The first is that of synthesizer - someone who brings together a variety of things (pieces of evidence, ideas, other historians' works) and forges them into a new pattern. Again, this involves making choices (what to include, what to leave out, what to emphasize, what to diminish), and, again, these choices are unavoidable.The role of synthesizer is essential. Without it, there would be no history as we understand it - only piles and piles of records, lacking shape or coherence.
'... every historian is, in some fashion, a story teller.'
In addition, every historian is, in some fashion, a story teller. In producing a synthesis, the historian has to make it available to a wider audience - whether through writing, the radio or television.
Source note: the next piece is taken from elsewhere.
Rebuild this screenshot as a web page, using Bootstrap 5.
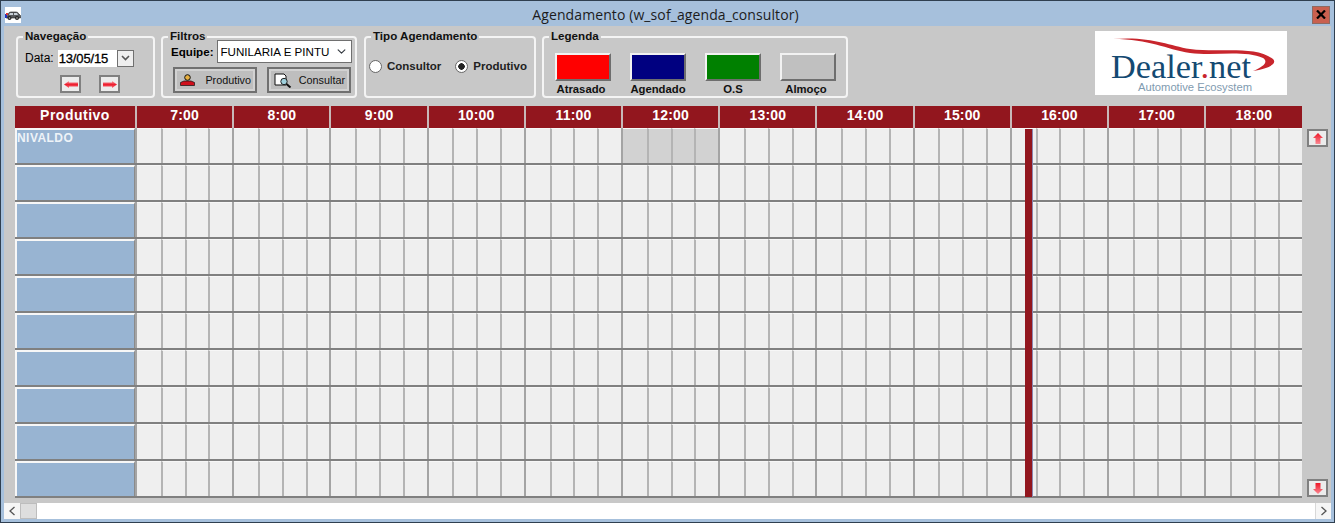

The history that we see as a public is the final production (after the historian has completed all his or her other roles), and it is necessarily a kind of narrative. Sometimes the story elements are very clear, for example the short account of John Hogsflesh with which we began is presented as a little tale.
Sometimes, the 'story' is less obviously that. For example, if we had started with a table displaying some statistics for people convicted of religious deviance in England, that would look less like a tale and more like a piece of maths. It would still, however, be a story, or part of a story. As soon as the historian starts to analyse and explain, we are led, as readers, from a beginning to a middle to an end. If the table has a point to make ('this shows that ...'), it is telling us a story.
This is not to suggest that history (the thing produced from the roles of the historian) is not true. Unless the historian has cheated or been lazy or sloppy, the story is true in that it has fidelity to the sources. But it is to note that it is a story, and that had the historian adopted a different role, the tale would have appeared a little differently.